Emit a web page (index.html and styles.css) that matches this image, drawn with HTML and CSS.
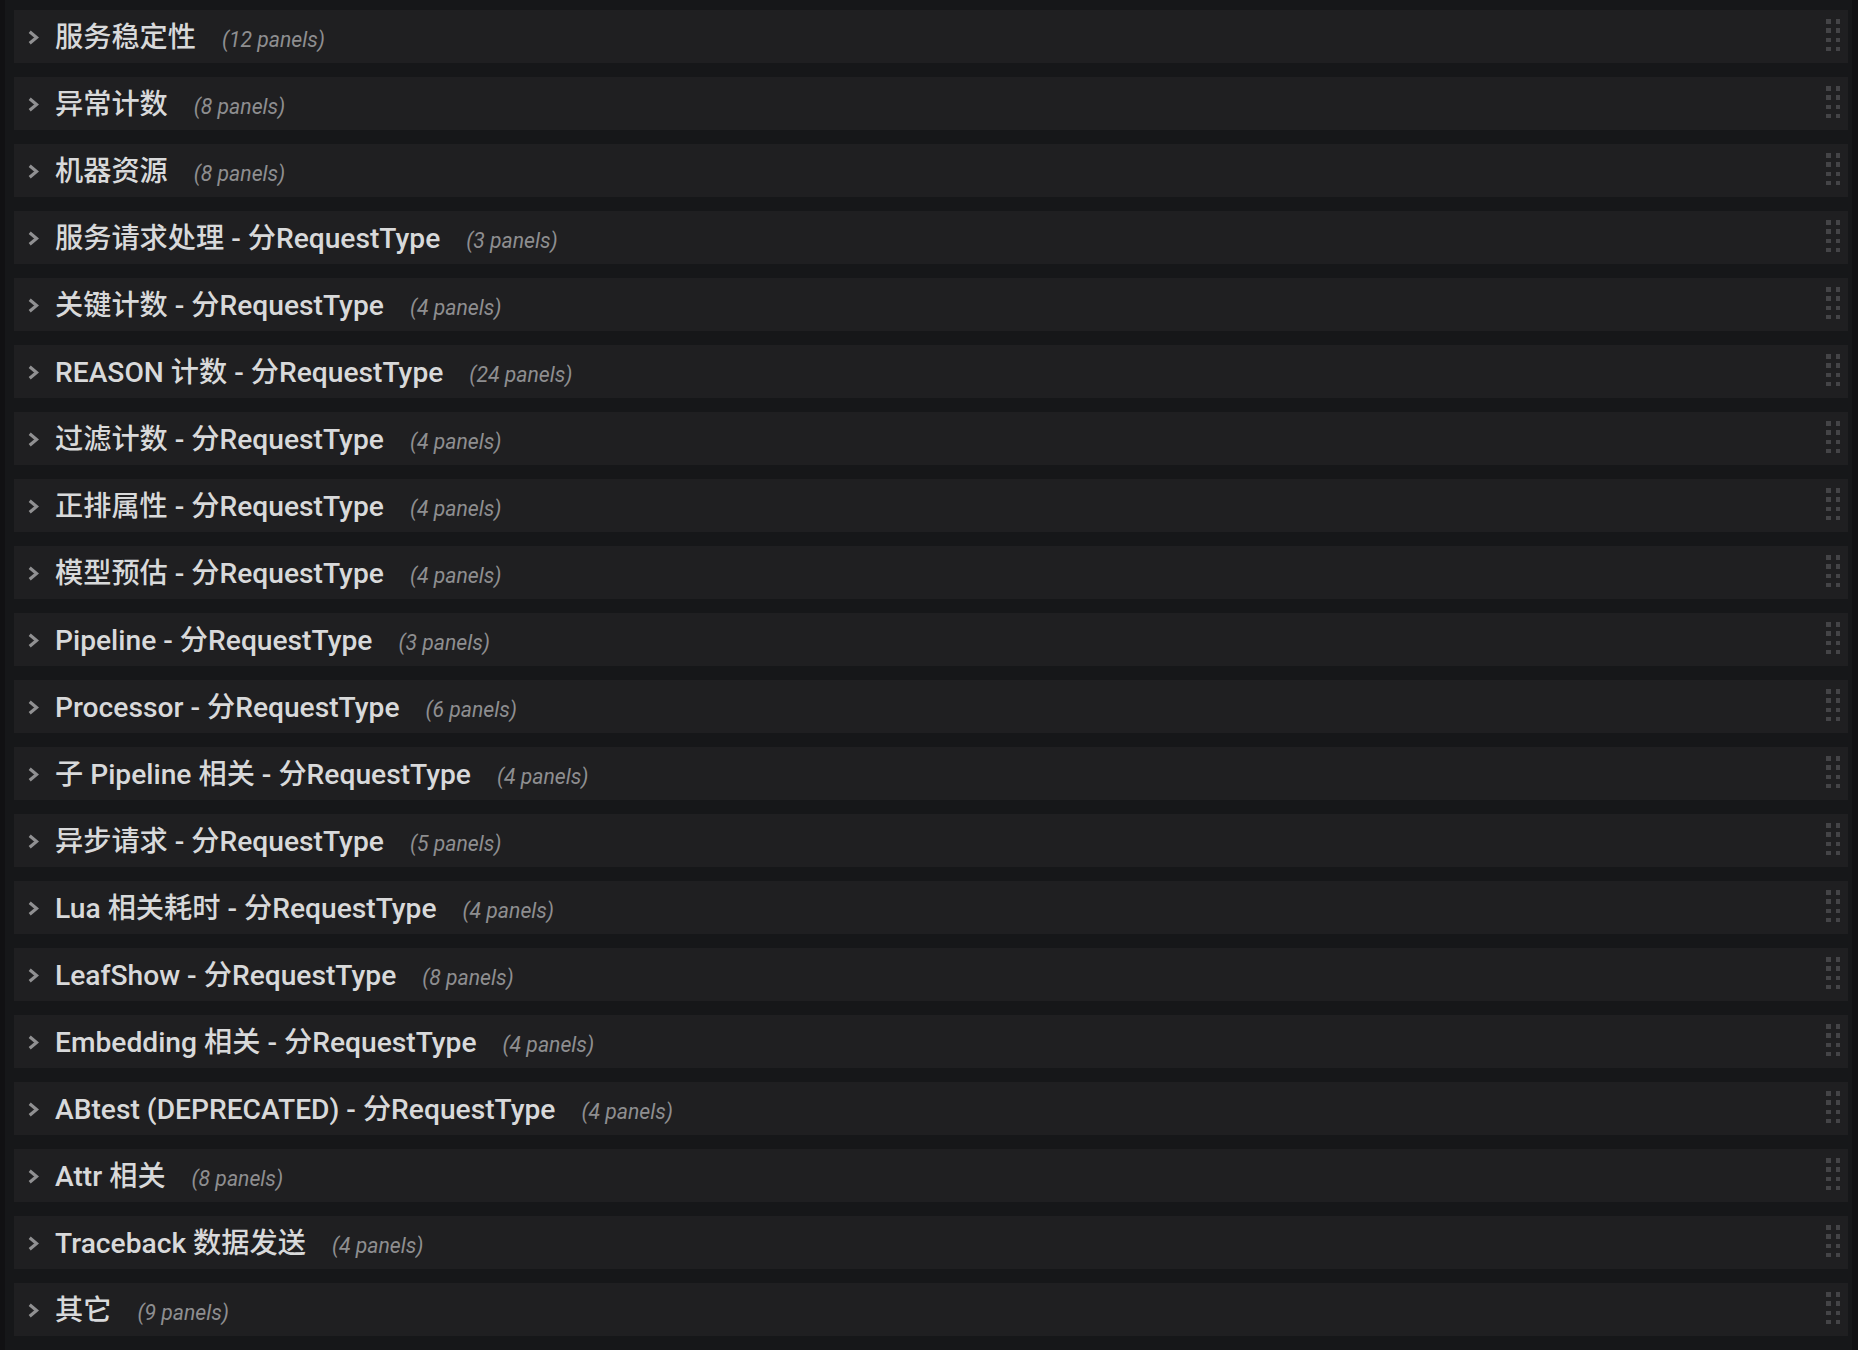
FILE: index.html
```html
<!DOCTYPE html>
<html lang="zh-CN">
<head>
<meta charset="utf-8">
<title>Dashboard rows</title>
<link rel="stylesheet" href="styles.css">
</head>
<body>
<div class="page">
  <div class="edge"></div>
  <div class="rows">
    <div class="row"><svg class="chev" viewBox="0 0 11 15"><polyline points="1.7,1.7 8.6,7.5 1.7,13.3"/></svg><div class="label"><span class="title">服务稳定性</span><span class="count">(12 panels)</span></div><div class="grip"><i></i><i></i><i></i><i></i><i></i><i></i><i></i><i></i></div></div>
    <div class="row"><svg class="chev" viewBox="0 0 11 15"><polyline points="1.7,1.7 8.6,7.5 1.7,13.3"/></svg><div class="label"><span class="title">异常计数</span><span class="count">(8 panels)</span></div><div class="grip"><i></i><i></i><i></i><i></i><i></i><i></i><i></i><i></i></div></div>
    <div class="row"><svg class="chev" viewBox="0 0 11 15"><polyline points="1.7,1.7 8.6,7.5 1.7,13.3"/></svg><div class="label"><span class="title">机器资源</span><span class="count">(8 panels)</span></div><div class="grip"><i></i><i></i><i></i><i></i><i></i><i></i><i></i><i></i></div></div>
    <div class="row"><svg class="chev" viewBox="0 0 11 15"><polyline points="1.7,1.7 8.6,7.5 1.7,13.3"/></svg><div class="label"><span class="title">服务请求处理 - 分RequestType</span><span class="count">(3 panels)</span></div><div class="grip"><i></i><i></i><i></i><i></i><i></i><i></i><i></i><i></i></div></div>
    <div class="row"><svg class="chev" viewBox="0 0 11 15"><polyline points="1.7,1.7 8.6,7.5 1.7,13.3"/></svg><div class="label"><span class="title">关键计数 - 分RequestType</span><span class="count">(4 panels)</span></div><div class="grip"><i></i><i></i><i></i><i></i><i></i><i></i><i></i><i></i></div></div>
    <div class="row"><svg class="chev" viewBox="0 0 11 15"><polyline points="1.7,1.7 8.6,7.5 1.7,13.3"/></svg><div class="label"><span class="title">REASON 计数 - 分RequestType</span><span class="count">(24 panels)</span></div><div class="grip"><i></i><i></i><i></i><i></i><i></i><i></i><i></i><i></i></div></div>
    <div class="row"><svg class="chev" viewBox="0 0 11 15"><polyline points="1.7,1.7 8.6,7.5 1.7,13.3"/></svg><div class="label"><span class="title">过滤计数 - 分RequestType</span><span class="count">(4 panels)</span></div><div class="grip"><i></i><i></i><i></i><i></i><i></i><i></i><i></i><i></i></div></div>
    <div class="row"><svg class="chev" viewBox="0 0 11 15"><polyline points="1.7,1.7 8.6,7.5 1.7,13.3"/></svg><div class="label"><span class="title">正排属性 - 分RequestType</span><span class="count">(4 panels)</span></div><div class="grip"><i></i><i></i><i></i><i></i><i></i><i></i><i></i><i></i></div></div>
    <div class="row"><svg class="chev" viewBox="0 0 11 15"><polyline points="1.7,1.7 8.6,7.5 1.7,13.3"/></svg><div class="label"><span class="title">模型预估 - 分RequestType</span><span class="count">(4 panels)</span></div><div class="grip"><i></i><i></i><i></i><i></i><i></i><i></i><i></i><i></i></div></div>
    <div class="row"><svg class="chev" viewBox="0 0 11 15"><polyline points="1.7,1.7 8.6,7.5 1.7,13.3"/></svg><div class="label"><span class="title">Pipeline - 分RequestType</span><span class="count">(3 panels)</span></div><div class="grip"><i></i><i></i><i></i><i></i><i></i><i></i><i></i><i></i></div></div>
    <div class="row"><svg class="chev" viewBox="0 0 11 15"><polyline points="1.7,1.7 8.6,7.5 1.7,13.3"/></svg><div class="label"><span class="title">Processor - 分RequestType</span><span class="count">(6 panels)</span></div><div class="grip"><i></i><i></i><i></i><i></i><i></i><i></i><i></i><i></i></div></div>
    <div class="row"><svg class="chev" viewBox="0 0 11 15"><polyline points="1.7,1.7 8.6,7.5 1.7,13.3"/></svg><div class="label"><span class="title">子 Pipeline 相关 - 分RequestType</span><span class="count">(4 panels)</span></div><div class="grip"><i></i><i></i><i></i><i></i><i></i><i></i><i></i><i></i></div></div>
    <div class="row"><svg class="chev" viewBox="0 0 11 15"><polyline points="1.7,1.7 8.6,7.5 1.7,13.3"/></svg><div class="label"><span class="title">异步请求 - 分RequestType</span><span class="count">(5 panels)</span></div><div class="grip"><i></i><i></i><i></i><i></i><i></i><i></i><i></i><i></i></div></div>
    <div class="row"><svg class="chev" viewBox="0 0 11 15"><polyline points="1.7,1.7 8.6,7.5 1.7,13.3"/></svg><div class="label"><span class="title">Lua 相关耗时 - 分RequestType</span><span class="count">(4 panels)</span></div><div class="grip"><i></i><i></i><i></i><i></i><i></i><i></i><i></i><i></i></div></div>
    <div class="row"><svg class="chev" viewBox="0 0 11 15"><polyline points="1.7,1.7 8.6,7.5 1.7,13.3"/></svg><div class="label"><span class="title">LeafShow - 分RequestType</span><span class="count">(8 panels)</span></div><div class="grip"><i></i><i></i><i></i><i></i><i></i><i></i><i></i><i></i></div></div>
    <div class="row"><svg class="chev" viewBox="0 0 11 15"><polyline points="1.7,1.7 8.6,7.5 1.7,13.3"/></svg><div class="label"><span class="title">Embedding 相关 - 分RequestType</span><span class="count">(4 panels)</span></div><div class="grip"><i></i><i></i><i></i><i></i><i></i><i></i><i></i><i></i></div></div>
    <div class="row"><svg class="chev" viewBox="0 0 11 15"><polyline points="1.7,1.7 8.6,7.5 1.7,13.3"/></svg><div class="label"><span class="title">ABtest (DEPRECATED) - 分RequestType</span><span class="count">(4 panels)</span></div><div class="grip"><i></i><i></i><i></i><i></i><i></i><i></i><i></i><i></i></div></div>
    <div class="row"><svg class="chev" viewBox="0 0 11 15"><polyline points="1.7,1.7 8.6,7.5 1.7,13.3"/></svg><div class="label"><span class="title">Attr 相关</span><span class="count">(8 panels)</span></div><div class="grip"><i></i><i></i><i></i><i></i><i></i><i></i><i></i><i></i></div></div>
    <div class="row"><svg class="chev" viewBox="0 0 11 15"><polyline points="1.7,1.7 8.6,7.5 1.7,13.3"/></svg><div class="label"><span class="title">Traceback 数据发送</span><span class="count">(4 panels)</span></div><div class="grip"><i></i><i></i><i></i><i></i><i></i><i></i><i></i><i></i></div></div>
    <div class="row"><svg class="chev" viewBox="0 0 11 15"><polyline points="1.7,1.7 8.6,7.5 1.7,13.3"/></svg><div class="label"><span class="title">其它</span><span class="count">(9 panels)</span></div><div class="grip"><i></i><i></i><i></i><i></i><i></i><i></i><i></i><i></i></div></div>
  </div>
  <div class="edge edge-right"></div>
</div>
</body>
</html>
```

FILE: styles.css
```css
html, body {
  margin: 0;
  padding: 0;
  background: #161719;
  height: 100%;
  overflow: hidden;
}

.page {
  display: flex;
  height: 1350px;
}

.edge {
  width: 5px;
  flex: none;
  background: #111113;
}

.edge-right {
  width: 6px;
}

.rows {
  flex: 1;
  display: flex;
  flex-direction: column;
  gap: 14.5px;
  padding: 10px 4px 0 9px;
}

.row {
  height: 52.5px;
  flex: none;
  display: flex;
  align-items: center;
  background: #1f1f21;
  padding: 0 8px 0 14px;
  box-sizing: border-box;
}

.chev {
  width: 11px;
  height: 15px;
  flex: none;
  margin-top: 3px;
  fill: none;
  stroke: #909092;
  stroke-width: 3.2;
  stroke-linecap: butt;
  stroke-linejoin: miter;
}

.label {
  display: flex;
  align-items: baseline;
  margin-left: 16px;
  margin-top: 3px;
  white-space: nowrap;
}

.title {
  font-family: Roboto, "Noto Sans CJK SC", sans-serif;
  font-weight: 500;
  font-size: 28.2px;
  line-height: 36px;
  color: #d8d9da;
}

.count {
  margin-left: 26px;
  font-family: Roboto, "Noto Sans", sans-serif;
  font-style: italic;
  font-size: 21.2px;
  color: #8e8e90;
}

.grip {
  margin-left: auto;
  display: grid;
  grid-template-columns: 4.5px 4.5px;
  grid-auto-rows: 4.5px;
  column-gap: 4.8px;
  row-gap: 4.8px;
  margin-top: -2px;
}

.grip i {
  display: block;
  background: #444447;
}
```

# # # # #

## The task:
For the material, find the number of lines holding the word "styles" and give that figure and nothing more.

## Exercise output:
3